Hubble sees the Horsehead in near-infrared light. Herschel, on the other hand, goes to much longer wavelengths. This allows it to see the glow coming directly from cold gas and dust – the material that will eventually collapse under gravity to form the next generation of stars.
Scientists are particularly keen to understand the mechanisms that drive the production of the biggest stars – objects much more massive than our own Sun that form relatively fast, burn bright but brief lives, and interact strongly with their environment, influencing the next round of star formation.

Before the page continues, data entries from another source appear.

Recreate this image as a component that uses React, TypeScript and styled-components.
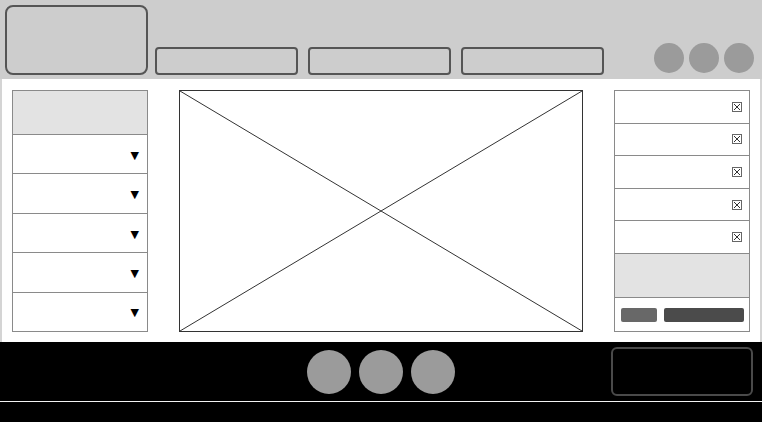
import React from 'react';
import styled, { createGlobalStyle } from 'styled-components';

const GlobalStyle = createGlobalStyle`
  html, body {
    margin: 0;
    padding: 0;
    background: #ffffff;
    font-family: 'Liberation Sans', Arial, sans-serif;
  }
  * {
    box-sizing: border-box;
  }
`;

const Page = styled.div`
  width: 762px;
  height: 422px;
  display: flex;
  flex-direction: column;
  overflow: hidden;
`;

const Header = styled.header`
  height: 79px;
  background: #cdcdcd;
  display: flex;
  align-items: flex-end;
  padding: 5px 8px 4px 5px;
`;

const Logo = styled.div`
  width: 143px;
  height: 70px;
  border: 2px solid #555555;
  border-radius: 8px;
  background: #cdcdcd;
`;

const Nav = styled.nav`
  display: flex;
  gap: 10px;
  margin-left: 7px;
`;

const NavButton = styled.div`
  width: 143px;
  height: 28px;
  border: 2px solid #555555;
  border-radius: 4px;
`;

const Spacer = styled.div`
  flex: 1;
`;

const Dots = styled.div<{ gap: number }>`
  display: flex;
  gap: ${(p) => p.gap}px;
`;

const Dot = styled.div<{ size: number }>`
  width: ${(p) => p.size}px;
  height: ${(p) => p.size}px;
  border-radius: 50%;
  background: #9b9b9b;
`;

const HeaderDots = styled(Dots)`
  margin-bottom: 2px;
`;

const Main = styled.main`
  height: 263px;
  background: #ffffff;
  border-left: 2px solid #d4d4d4;
  border-right: 2px solid #d4d4d4;
  padding: 11px 10px 10px 10px;
  display: flex;
  gap: 31px;
`;

const SidePanel = styled.div`
  width: 136px;
  border: 1px solid #8a8a8a;
  display: flex;
  flex-direction: column;
`;

const GreyCell = styled.div<{ h: number }>`
  height: ${(p) => p.h}px;
  flex: none;
  background: #e3e3e3;
`;

const MenuRow = styled.div`
  flex: 1;
  border-top: 1px solid #8a8a8a;
  display: flex;
  align-items: center;
  justify-content: flex-end;
  padding: 2px 8px 0 0;
`;

const Caret = styled.span`
  font-family: 'DejaVu Sans', sans-serif;
  font-size: 11px;
  color: #000000;
  line-height: 1;
`;

const ImageBox = styled.div`
  width: 404px;
  border: 1px solid #333333;
  svg {
    display: block;
    width: 100%;
    height: 100%;
  }
`;

const ListRows = styled.div`
  height: 163px;
  display: flex;
  flex-direction: column;
  border-bottom: 1px solid #8a8a8a;
`;

const ListRow = styled.div`
  flex: 1;
  display: flex;
  align-items: center;
  justify-content: flex-end;
  padding-right: 7px;
  & + & {
    border-top: 1px solid #8a8a8a;
  }
`;

const ButtonRow = styled.div`
  flex: 1;
  border-top: 1px solid #8a8a8a;
  display: flex;
  align-items: center;
  padding: 0 5px 0 6px;
  gap: 7px;
`;

const Btn = styled.div<{ w: number; tone: string }>`
  width: ${(p) => p.w}px;
  height: 14px;
  border-radius: 2px;
  background: ${(p) => p.tone};
`;

const Footer = styled.footer`
  height: 59px;
  background: #000000;
  display: grid;
  grid-template-columns: 1fr auto 1fr;
  align-items: center;
`;

const FooterBox = styled.div`
  justify-self: end;
  margin-right: 9px;
  width: 142px;
  height: 49px;
  border: 2px solid #4a4a4a;
  border-radius: 6px;
`;

const Rule = styled.div`
  height: 1px;
  background: #f2f2f2;
`;

const BottomBar = styled.div`
  flex: 1;
  background: #000000;
`;

const CloseIcon = () => (
  <svg width='10' height='10' viewBox='0 0 10 10'>
    <rect x='0.5' y='0.5' width='9' height='9' fill='none' stroke='#666' />
    <path d='M2 2 L8 8 M8 2 L2 8' stroke='#333' strokeWidth='1' />
  </svg>
);

export default function App() {
  return (
    <Page>
      <GlobalStyle />
      <Header>
        <Logo />
        <Nav>
          <NavButton />
          <NavButton />
          <NavButton />
        </Nav>
        <Spacer />
        <HeaderDots gap={5}>
          <Dot size={30} />
          <Dot size={30} />
          <Dot size={30} />
        </HeaderDots>
      </Header>

      <Main>
        <SidePanel>
          <GreyCell h={43} />
          {[0, 1, 2, 3, 4].map((i) => (
            <MenuRow key={i}>
              <Caret>▼</Caret>
            </MenuRow>
          ))}
        </SidePanel>

        <ImageBox>
          <svg viewBox='0 0 100 100' preserveAspectRatio='none'>
            <line x1='0' y1='0' x2='100' y2='100' stroke='#333' strokeWidth='1' vectorEffect='non-scaling-stroke' />
            <line x1='100' y1='0' x2='0' y2='100' stroke='#333' strokeWidth='1' vectorEffect='non-scaling-stroke' />
          </svg>
        </ImageBox>

        <SidePanel>
          <ListRows>
            {[0, 1, 2, 3, 4].map((i) => (
              <ListRow key={i}>
                <CloseIcon />
              </ListRow>
            ))}
          </ListRows>
          <GreyCell h={43} />
          <ButtonRow>
            <Btn w={36} tone='#686868' />
            <Btn w={80} tone='#4b4b4b' />
          </ButtonRow>
        </SidePanel>
      </Main>

      <Footer>
        <span />
        <Dots gap={8}>
          <Dot size={44} />
          <Dot size={44} />
          <Dot size={44} />
        </Dots>
        <FooterBox />
      </Footer>
      <Rule />
      <BottomBar />
    </Page>
  );
}
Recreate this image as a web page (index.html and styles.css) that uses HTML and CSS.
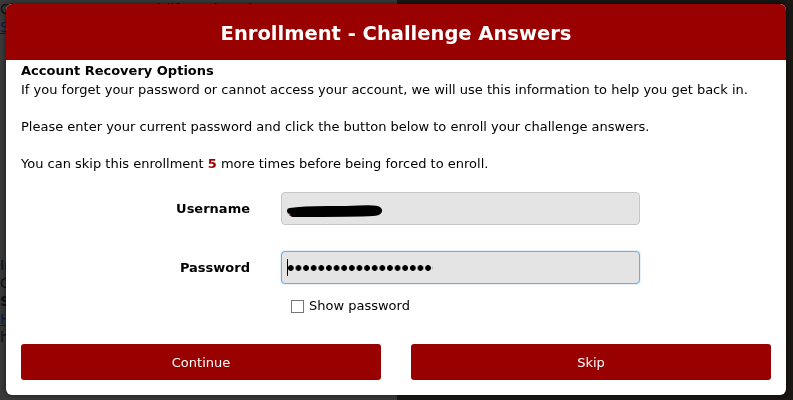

Anyway, that’s more than enough to copy directly from that BBC article. Read the rest by going here. All I will add is Jonathan’s last sentence, “A scholarly paper describing Herschel’s investigation of the Orion Molecular Cloud Complex has been published in the journal Astrophysical Journal Letters.”
Oh, and ponder on how far away from Earth is that Constellation Orion. Remember it was stated as 1,300 light-years.
Well, one light-year is just under 10 million, million kilometres (or about 6 million, million miles). Apparently defined by the IAU, or to give its the full name, the International Astronomical Union, a light-year is the distance that light travels in a vacuum in one Julian year.
So brace yourself! 1,300 light-years is just under 13,000,000,000,000,000 kilometres or in old money, 7,800,000,000,000,000 miles.
Rather puts pottering to the shops in Grants Pass into perspective!